So we're outsourcing. What else is new?

I don't see any reason to care about these numbers. At all.

When we start worrying about "head count", we start encouraging all kinds of people with no care, interest, or talent in radio to get licenses. Then we start complaining about the "dumbing down" of the hobby. Then the dummies get bored and let their licenses lapse. Then we start worrying about "head count" again.

Quality, not quantity. I don't care if there's only five of us left.

I agree with that, but you missed my point entirely.

The point is, how many active U.S. hams are using bands like 40m phone, compared to the rest of the world?  Is there any reason why the proportion of VHF-only users, paper-only hams and presently-inactive hams, versus active HF phone operators, would be vastly different in the U.S. than elsewhere?  If anything, the percentage of total licensees listed in the FCC data base, who are currently active on HF, might be lower in the U.S. than elsewhere.
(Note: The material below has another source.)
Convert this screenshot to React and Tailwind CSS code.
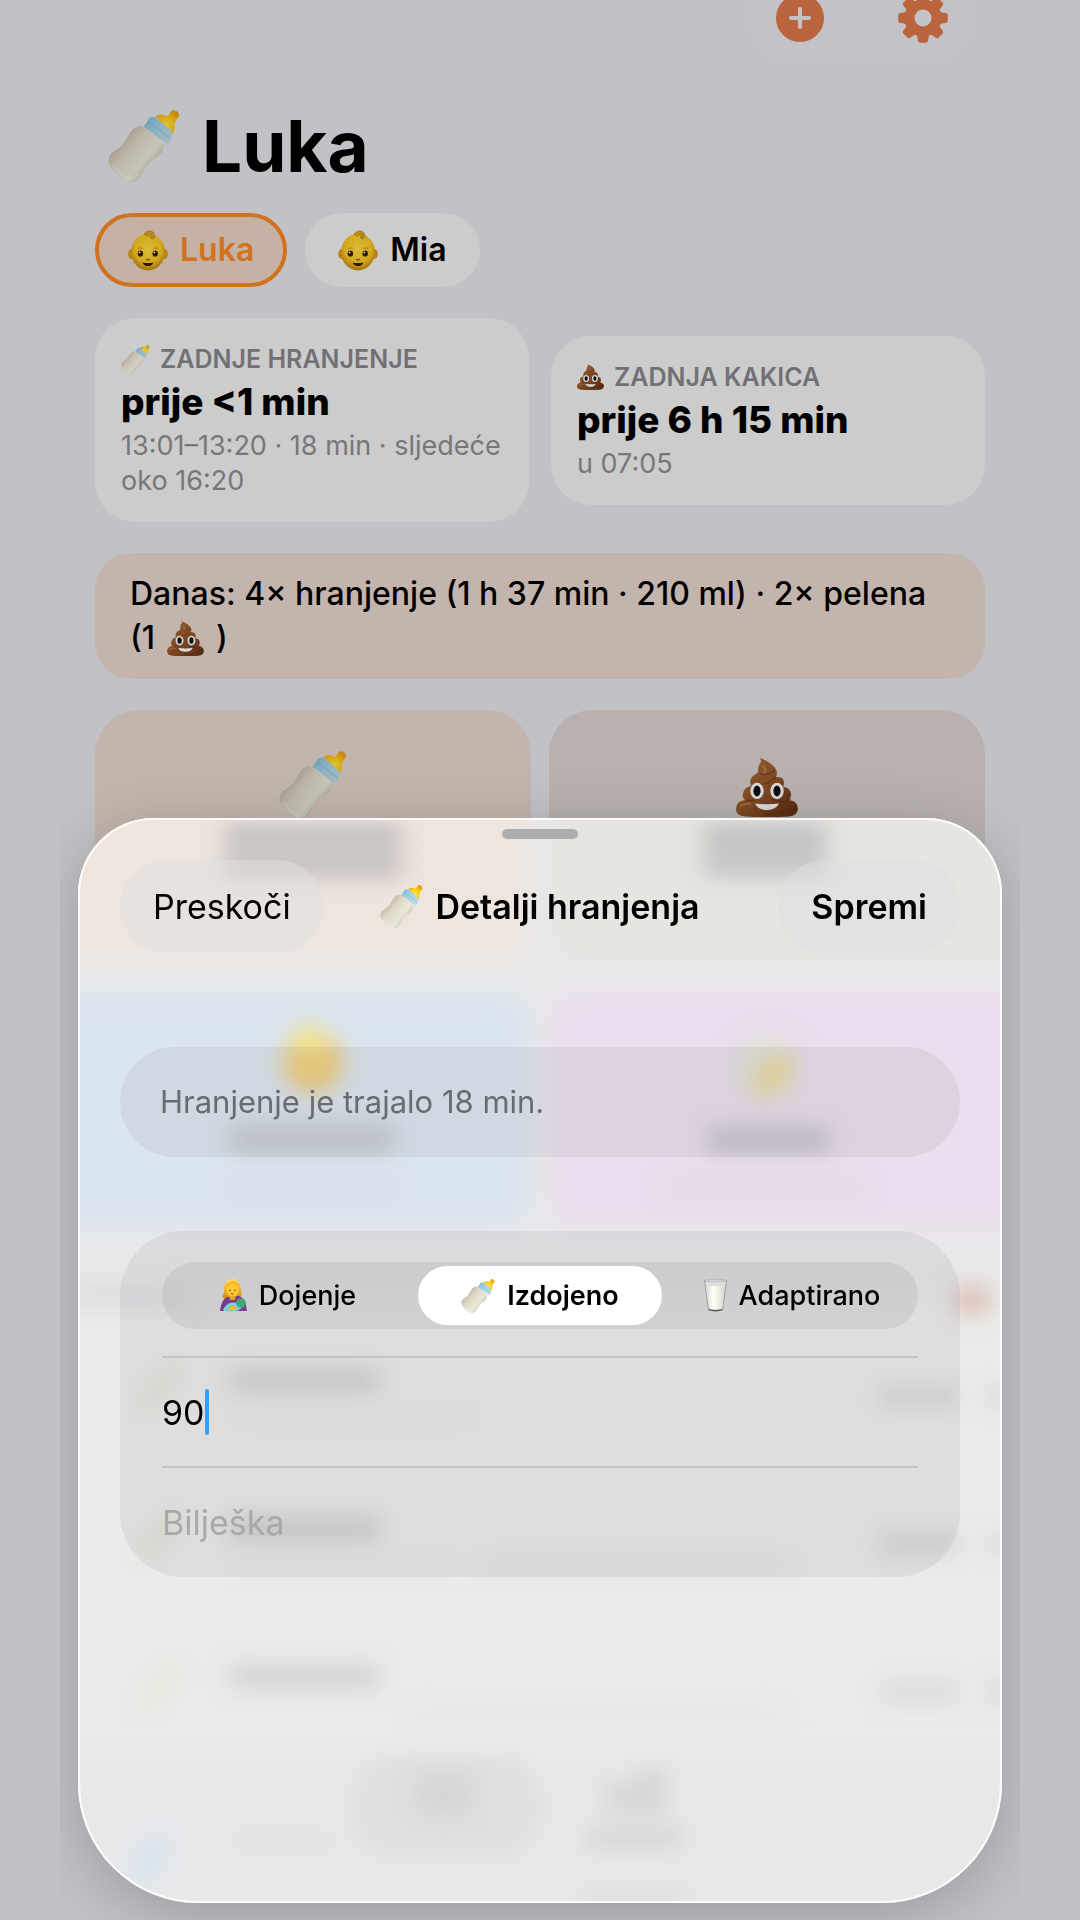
import { useState } from 'react';

// Shared gradients, referenced by id from every emoji drawing
function GradientDefs() {
  return (
    <svg className="absolute size-0" aria-hidden="true">
      <defs>
        <linearGradient id="bottle-body" x1="0.1" y1="0.2" x2="0.8" y2="0.8">
          <stop offset="0" stopColor="#b9a88f" />
          <stop offset="0.4" stopColor="#ded7c8" />
          <stop offset="0.75" stopColor="#ebe8d8" />
          <stop offset="1" stopColor="#bfb8a5" />
        </linearGradient>
        <linearGradient id="bottle-collar" x1="0" y1="0" x2="1" y2="0.8">
          <stop offset="0" stopColor="#7db8d6" />
          <stop offset="0.5" stopColor="#a5d2e6" />
          <stop offset="1" stopColor="#c2dbe4" />
        </linearGradient>
        <radialGradient id="bottle-nipple" cx="0.45" cy="0.6" r="0.6">
          <stop offset="0" stopColor="#ffe64a" />
          <stop offset="0.6" stopColor="#fcc814" />
          <stop offset="1" stopColor="#eda010" />
        </radialGradient>
        <radialGradient id="skin" cx="0.5" cy="0.4" r="0.62">
          <stop offset="0" stopColor="#ffdf3c" />
          <stop offset="0.65" stopColor="#f7c526" />
          <stop offset="1" stopColor="#b97a0c" />
        </radialGradient>
        <linearGradient id="poop" x1="0" y1="0" x2="1" y2="1">
          <stop offset="0" stopColor="#b5733c" />
          <stop offset="0.55" stopColor="#8f5227" />
          <stop offset="1" stopColor="#5f2c12" />
        </linearGradient>
        <linearGradient id="hair" x1="0" y1="0" x2="0" y2="1">
          <stop offset="0" stopColor="#ffdf70" />
          <stop offset="1" stopColor="#d08a08" />
        </linearGradient>
        <linearGradient id="milk" x1="0" y1="0" x2="1" y2="0">
          <stop offset="0" stopColor="#e2ded2" />
          <stop offset="0.4" stopColor="#fffef8" />
          <stop offset="1" stopColor="#dcd7ca" />
        </linearGradient>
      </defs>
    </svg>
  );
}

function Bottle({ className }) {
  return (
    <svg viewBox="0 0 71 72" className={className} aria-hidden="true">
      <path d="M47 6Q52 3 59 6Q61 5 62 2Q64 -1 68 1Q72 4 70 7Q67 10 66 13Q67 20 63 25Z" fill="url(#bottle-nipple)" />
      <path d="M41 8Q44 6 48 8L62 20Q65 23 63 28L60 35L35 17Z" fill="url(#bottle-collar)" />
      <path d="M39 11L62 29" stroke="#6aa9c9" strokeWidth="1" opacity=".6" />
      <path d="M31 16Q35 16 40 20L52 30Q56 33 55 38Q54 42 50 46Q41 51 35 61Q30 72 23 72Q17 72 9 64Q0 57 0 50Q1 44 6 41Q15 36 19 27Q24 17 31 16Z" fill="url(#bottle-body)" />
      <path d="M4 54Q12 65 21 69Q27 69 30 63" fill="none" stroke="#fff" strokeWidth="2" opacity=".3" />
    </svg>
  );
}

function Baby({ className }) {
  return (
    <svg viewBox="0 0 40 41" className={className} aria-hidden="true">
      <ellipse cx="3.5" cy="24" rx="3.3" ry="5" fill="#d99a14" />
      <ellipse cx="36.5" cy="24" rx="3.3" ry="5" fill="#d99a14" />
      <ellipse cx="20" cy="22" rx="17" ry="18.5" fill="url(#skin)" />
      <path d="M16 4Q20 -1 25 2Q29 6 25 9Q23 9 22 7Q25 7 24 5Q22 4 19 6Z" fill="#d8a324" stroke="#a87408" strokeWidth=".6" />
      <ellipse cx="12.4" cy="23.6" rx="2.7" ry="3" fill="#3a1d08" />
      <ellipse cx="27.2" cy="23.6" rx="2.7" ry="3" fill="#3a1d08" />
      <circle cx="11.6" cy="22.4" r="0.9" fill="#fff" />
      <circle cx="26.4" cy="22.4" r="0.9" fill="#fff" />
      <path d="M10 18.5Q12.5 17.4 15 18.4M25 18.4Q27.5 17.4 30 18.5" fill="none" stroke="#b98412" strokeWidth=".8" />
      <path d="M18 29Q20 31 22 29" fill="none" stroke="#a7660a" strokeWidth="1.2" />
      <path d="M14.5 32.4Q20 33.6 25.5 32.4Q24 36 20 36Q16 36 14.5 32.4Z" fill="#3f1a0a" />
    </svg>
  );
}

function Poop({ className }) {
  return (
    <svg viewBox="0 0 62 59" className={className} aria-hidden="true">
      <path
        d="M24 0Q38 5 41 14Q41 17 40 19Q48 18 48 25Q48 27 47 29Q54 29 55 36Q55 40 53 42Q62 43 62 51Q61 58 53 58.5Q31 60 9 58.5Q0 58 0 51Q0 43 9 42Q6 40 7 36Q8 29 15 28Q12 20 20 16Q23 14 22 11Q22 7 25 4Q25 2 24 0Z"
        fill="url(#poop)"
      />
      <path d="M24 16Q32 18 39 12M17 27Q30 28 40 19M10 42Q18 44 26 39M36 41Q46 46 55 41M28 56Q44 58 57 48" fill="none" stroke="#5d2f14" strokeWidth="1.3" opacity=".55" />
      <path d="M27 8Q31 11 28 15M5 48Q8 45 14 46" fill="none" stroke="#d29257" strokeWidth="1.8" opacity=".6" strokeLinecap="round" />
      <ellipse cx="21" cy="33" rx="6.7" ry="8.2" fill="#fff" />
      <ellipse cx="41" cy="33" rx="6.7" ry="8.2" fill="#fff" />
      <ellipse cx="21" cy="33" rx="3.6" ry="5.4" fill="#111" />
      <ellipse cx="41" cy="33" rx="3.6" ry="5.4" fill="#111" />
      <path d="M19 45.5Q31 47 43 45.5Q40 52 31 52Q22 52 19 45.5Z" fill="#fff" />
    </svg>
  );
}

function Nursing({ className }) {
  return (
    <svg viewBox="0 0 27 33" className={className} aria-hidden="true">
      <path d="M12 0Q20 0 21 9Q22 14 21 19L4 20Q1 17 4 13Q4 9 4 7Q6 0 12 0Z" fill="url(#hair)" />
      <path d="M0 32Q1 21 7 18L19 17Q26 19 27 32Z" fill="#7a3a94" />
      <path d="M9 16H16L15 21H10Z" fill="#e5a612" />
      <ellipse cx="12.5" cy="11" rx="6" ry="6.6" fill="#fcc930" />
      <path d="M6 10Q8 4 13 5Q18 5 19 10Q20 3 13 2Q6 3 6 10Z" fill="#f0b428" />
      <path d="M9 11Q10 12 11 11M14 11Q15 12 16 11M11 14.5Q12.5 16 14 14.5" fill="none" stroke="#7c4305" strokeWidth=".9" />
      <path d="M3 31Q6 24 12 23.500Q20 23 22 28Q20 32 12 32.500Q5 33 3 31Z" fill="#79d0d8" />
      <circle cx="21" cy="24" r="4.8" fill="#43a878" />
      <path d="M9 28Q14 25 17 29Q14 32 10 31Z" fill="#f5b925" />
    </svg>
  );
}

function MilkGlass({ className }) {
  return (
    <svg viewBox="0 0 23 33" className={className} aria-hidden="true">
      <path d="M.6 1.5L4.5 31Q11.5 33.5 18.5 31L22.4 1.5Z" fill="#e4e5e7" fillOpacity=".7" stroke="#8d8f94" strokeWidth=".8" />
      <path d="M2.5 8Q11.5 5.5 20.5 8L18 29Q11.5 31 5 29Z" fill="url(#milk)" />
      <ellipse cx="11.5" cy="1.6" rx="10.9" ry="1.2" fill="#d5d6d9" stroke="#a2a4a8" strokeWidth=".5" />
      <path d="M4.6 30.5Q11.5 32.8 18.4 30.5" fill="none" stroke="#55575c" strokeWidth="1.1" />
    </svg>
  );
}

function PlusIcon() {
  return (
    <svg viewBox="-25 -25 50 50" className="size-[50px]" aria-hidden="true">
      <circle r="24" fill="#bb653f" />
      <path d="M-9 0H9M0 -9V9" stroke="#c4c4c7" strokeWidth="4" strokeLinecap="round" />
    </svg>
  );
}

function GearIcon() {
  return (
    <svg viewBox="-25 -25 50 50" className="size-[50px]" aria-hidden="true">
      <circle r="13.5" fill="none" stroke="#bb653f" strokeWidth="10" />
      {[0, 45, 90, 135, 180, 225, 270, 315].map((angle) => (
        <path
          key={angle}
          d="M-8 -16Q-6 -17 -5.6 -19L-5 -23Q-4.5 -24.8 -3 -24.8H3Q4.5 -24.8 5 -23L5.6 -19Q6 -17 8 -16Z"
          fill="#bb653f"
          transform={`rotate(${angle})`}
        />
      ))}
    </svg>
  );
}

const children = ['Luka', 'Mia'];

const feedTypes = [
  { id: 'dojenje', label: 'Dojenje', icon: Nursing, iconClass: 'h-[33px] w-[27px]' },
  { id: 'izdojeno', label: 'Izdojeno', icon: Bottle, iconClass: 'size-[34px]' },
  { id: 'adaptirano', label: 'Adaptirano', icon: MilkGlass, iconClass: 'h-[33px] w-[23px]' },
];

function StatCard({ icon, label, value, detail }) {
  return (
    <section className="rounded-[40px] bg-[#cccccc] px-[26px] py-6">
      <div className="flex items-center gap-[10px] text-[25px] leading-[34px] font-semibold text-[#717175]">
        {icon}
        <h2>{label}</h2>
      </div>
      <p className="mt-1 text-[37px] leading-[44px] font-extrabold">{value}</p>
      <p className="mt-1 text-[27px] leading-[35px] text-[#77777a]">{detail}</p>
    </section>
  );
}

// Page content as it shows through the frosted sheet
function FrostedBackdrop() {
  return (
    <svg
      viewBox="0 0 925 1084"
      preserveAspectRatio="none"
      className="absolute inset-0 size-full"
      aria-hidden="true"
    >
      <defs>
        <filter id="soft" x="-30%" y="-60%" width="160%" height="220%">
          <feGaussianBlur stdDeviation="11" />
        </filter>
        <filter id="tile-soft" x="-20%" y="-20%" width="140%" height="140%">
          <feGaussianBlur stdDeviation="11" />
        </filter>
      </defs>
      <rect width="925" height="420" fill="#e8e8ea" />
      <rect y="420" width="925" height="664" fill="#ebebeb" />
      <g filter="url(#tile-soft)">
        <rect x="-60" y="-60" width="512" height="205" rx="30" fill="#eee5df" />
        <rect x="472" y="-60" width="520" height="205" rx="30" fill="#e6e5e2" />
        <rect x="-60" y="173" width="514" height="238" rx="30" fill="#dbe5ef" />
        <rect x="472" y="173" width="520" height="238" rx="30" fill="#ebdeee" />
        <rect x="-40" y="412" width="1005" height="70" fill="#e8e8ea" />
        <rect x="-40" y="930" width="1005" height="180" fill="#e8e8ea" />
        <rect x="272" y="935" width="194" height="105" rx="50" fill="#e0e0e2" />
      </g>
      <g filter="url(#soft)">
        <rect x="146" y="8" width="178" height="16" fill="#b9b5b4" />
        <rect x="146" y="24" width="178" height="18" fill="#d8d2ce" />
        <rect x="146" y="40" width="178" height="18" fill="#bdb8b6" />
        <rect x="627" y="8" width="122" height="16" fill="#b9b8b7" />
        <rect x="627" y="24" width="122" height="18" fill="#cfcecd" />
        <rect x="627" y="40" width="122" height="16" fill="#bdbcbb" />
        <circle cx="235" cy="244" r="30" fill="#efca72" />
        <circle cx="231" cy="224" r="18" fill="#f3e18c" />
        <ellipse cx="690" cy="252" rx="32" ry="34" fill="#dfe3d6" />
        <ellipse cx="696" cy="256" rx="26" ry="13" fill="#ecd68c" transform="rotate(-45 696 256)" />
        <rect x="152" y="306" width="164" height="28" fill="#c2c7cc" />
        <rect x="630" y="308" width="122" height="26" fill="#c5bfc8" />
        <rect x="592" y="362" width="190" height="16" fill="#e2d9e6" />
        <rect x="150" y="362" width="170" height="18" fill="#d7deea" />
        <rect x="-10" y="470" width="116" height="16" fill="#dadadd" />
        <rect x="878" y="468" width="34" height="28" fill="#dcbfb3" />
        <rect x="152" y="550" width="150" height="24" fill="#cfcfcf" />
        <rect x="152" y="698" width="150" height="24" fill="#cdcdcd" />
        <rect x="152" y="846" width="150" height="24" fill="#d3d3d3" />
        <rect x="152" y="592" width="250" height="14" fill="#e8e8e8" />
        <rect x="400" y="738" width="316" height="15" fill="#e3e3e3" />
        <rect x="152" y="738" width="230" height="14" fill="#e7e7e7" />
        <rect x="330" y="888" width="380" height="18" fill="#e6e6e6" />
        <rect x="802" y="568" width="80" height="20" fill="#d7d7d7" />
        <rect x="802" y="714" width="80" height="22" fill="#d5d5d5" />
        <rect x="804" y="862" width="76" height="22" fill="#dbdbdb" />
        <rect x="910" y="568" width="20" height="20" fill="#d7d7d7" />
        <rect x="910" y="714" width="20" height="20" fill="#d7d7d7" />
        <rect x="910" y="862" width="20" height="22" fill="#d7d7d7" />
        <ellipse cx="82" cy="568" rx="32" ry="9" fill="#e2e1d0" transform="rotate(-50 82 568)" />
        <ellipse cx="82" cy="716" rx="32" ry="9" fill="#e2e1d0" transform="rotate(-50 82 716)" />
        <ellipse cx="82" cy="868" rx="32" ry="8" fill="#e4e3d3" transform="rotate(-50 82 868)" />
        <ellipse cx="72" cy="1040" rx="30" ry="13" fill="#d6e4f0" transform="rotate(-60 72 1040)" />
        <rect x="152" y="1014" width="104" height="16" fill="#e2e2e3" />
        <rect x="340" y="954" width="54" height="42" fill="#d5d5d6" />
        <rect x="526" y="962" width="34" height="34" fill="#d8d8d9" />
        <rect x="560" y="950" width="28" height="46" fill="#d5d5d6" />
        <rect x="508" y="1010" width="98" height="18" fill="#d3d3d4" />
        <rect x="508" y="1076" width="98" height="6" fill="#cacacb" />
      </g>
    </svg>
  );
}

function FeedSheet() {
  const [type, setType] = useState('izdojeno');
  const [amount, setAmount] = useState('90');
  const [note, setNote] = useState('');

  return (
    <div
      role="dialog"
      aria-labelledby="sheet-title"
      className="relative overflow-hidden rounded-t-[76px] rounded-b-[120px] bg-[#e8e8ea] shadow-[0_12px_60px_rgba(0,0,0,0.2)]"
    >
      <FrostedBackdrop />
      <div className="relative rounded-t-[76px] rounded-b-[120px] border-2 border-white/90 px-10 pt-[9px] pb-[324px]">
        <div className="mx-auto h-[10px] w-[76px] rounded-full bg-[#adadad]" />

        <header className="mt-[21px] grid grid-cols-[1fr_auto_1fr] items-center text-[34px] leading-[44px]">
          <button
            type="button"
            className="h-[93px] justify-self-start rounded-full bg-[#dfdfdd]/50 px-[33px]"
          >
            Preskoči
          </button>
          <h2 id="sheet-title" className="flex items-center gap-3 font-semibold">
            <Bottle className="size-[43px]" />
            Detalji hranjenja
          </h2>
          <button
            type="button"
            className="h-[93px] justify-self-end rounded-full bg-[#dfdfe0]/50 px-[33px] font-semibold"
          >
            Spremi
          </button>
        </header>

        <p className="mt-[94px] rounded-full bg-[#767680]/11 px-10 py-[33px] text-[31px] leading-[44px] text-[#686c70]">
          Hranjenje je trajalo 18 min.
        </p>

        <form className="mt-[74px] rounded-[64px] bg-[#767680]/11 px-[42px] pt-[31px]">
          <fieldset
            aria-label="Vrsta hranjenja"
            className="grid h-[67px] grid-cols-3 gap-2 rounded-full bg-[#767680]/15 p-1"
          >
            {feedTypes.map((item) => {
              const Icon = item.icon;
              return (
                <label
                  key={item.id}
                  className="relative flex items-center justify-center gap-3 rounded-full text-[27px] leading-8 font-medium has-[:checked]:bg-white has-[:checked]:font-semibold"
                >
                  <input
                    type="radio"
                    name="feed-type"
                    className="sr-only"
                    checked={type === item.id}
                    onChange={() => setType(item.id)}
                  />
                  <Icon className={item.iconClass} />
                  {item.label}
                </label>
              );
            })}
          </fieldset>

          <div className="mt-[27px] flex h-[110px] items-center border-t-2 border-[#c4c4c7] text-[34px]">
            <input
              type="text"
              inputMode="numeric"
              aria-label="Količina"
              value={amount}
              onChange={(e) => setAmount(e.target.value)}
              className="field-sizing-content bg-transparent outline-none"
            />
            <span className="h-[46px] w-1 rounded-full bg-[#3b9cf5]" />
          </div>

          <div className="flex h-[111px] items-center border-t-2 border-[#c4c4c7] text-[34px]">
            <input
              type="text"
              aria-label="Bilješka"
              placeholder="Bilješka"
              value={note}
              onChange={(e) => setNote(e.target.value)}
              className="w-full bg-transparent outline-none placeholder:text-[#a9a9aa]"
            />
          </div>
        </form>
      </div>
    </div>
  );
}

export default function App() {
  const [active, setActive] = useState('Luka');

  return (
    <div className="relative min-h-screen overflow-hidden bg-[#c2c1c6] font-[Inter,'Noto_Sans',sans-serif] text-black">
      <GradientDefs />

      <main className="px-[95px]">
        <div className="-mt-[30px] mr-[9px] ml-auto flex h-[95px] w-fit items-center gap-[73px] rounded-full bg-[#c3c3c7] px-[28px]">
          <button type="button" aria-label="Dodaj">
            <PlusIcon />
          </button>
          <button type="button" aria-label="Postavke">
            <GearIcon />
          </button>
        </div>

        <h1 className="mt-[37px] flex items-center gap-[22px] px-[13px] text-[71px] leading-[88px] font-bold">
          <Bottle className="size-[72px] brightness-85" />
          Luka
        </h1>

        <div className="mt-[23px] flex gap-[18px]">
          {children.map((name) => (
            <button
              key={name}
              type="button"
              aria-pressed={active === name}
              onClick={() => setActive(name)}
              className={`flex h-[74px] items-center gap-3 rounded-full border-4 px-[29px] text-[32px] font-semibold ${
                active === name
                  ? 'border-[#d07220] bg-[#c5b2a5] text-[#d07220]'
                  : 'border-[#cccccc] bg-[#cccccc] text-black'
              }`}
            >
              <Baby className="h-[41px] w-10 brightness-85" />
              {name}
            </button>
          ))}
        </div>

        <div className="mt-[31px] grid grid-cols-2 items-center gap-[22px]">
          <StatCard
            icon={<Bottle className="size-[29px] brightness-90" />}
            label="ZADNJE HRANJENJE"
            value="prije <1 min"
            detail="13:01–13:20 · 18 min · sljedeće oko 16:20"
          />
          <StatCard
            icon={<Poop className="h-[26px] w-[27px] brightness-85" />}
            label="ZADNJA KAKICA"
            value="prije 6 h 15 min"
            detail="u 07:05"
          />
        </div>

        <p className="mt-[31px] rounded-[36px] bg-[#c3b5ad] px-[35px] py-[19px] text-[32px] leading-[44px] font-medium">
          Danas: 4× hranjenje (1 h 37 min · 210 ml) · 2× pelena{' '}
          <span className="inline-flex items-center gap-3">
            <span>(1</span>
            <Poop className="h-[35px] w-[37px] brightness-85" />
            <span>)</span>
          </span>
        </p>

        <div className="mt-[31px] grid grid-cols-2 gap-[18px]">
          <button
            type="button"
            aria-label="Hranjenje"
            className="flex h-[250px] justify-center rounded-[44px] bg-[#c3b5ad] pt-[41px]"
          >
            <Bottle className="size-[68px] brightness-85" />
          </button>
          <button
            type="button"
            aria-label="Pelena"
            className="flex h-[250px] justify-center rounded-[44px] bg-[#b8b1b0] pt-[48px]"
          >
            <Poop className="h-[59px] w-[62px] brightness-85" />
          </button>
        </div>
      </main>

      {/* The sheet floats over the page; its shadow is cut at the column's sides */}
      <div className="absolute inset-x-[60px] top-[718px] bottom-0 overflow-hidden px-[18px] pt-[100px]">
        <FeedSheet />
      </div>
    </div>
  );
}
The people who are wanting to keep U.S. hams restricted to the back of the bus on 40m, by prohibiting phone below 7125 kHz despite the fact that very few U.S. hams are using 7075-7125 for CW and data, are still using the 1950's-60's era argument that there are so many U.S. hams on the air compared to the rest of the world, that the frequencies would be so swamped with Yank slopbucketeers, that foreign phone and data operators would move down lower and crowd out the CW operators, just to get away from the unwashed hoards of US phone stations. 

I am suggesting that those numbers statistics call into question the validity of that argument.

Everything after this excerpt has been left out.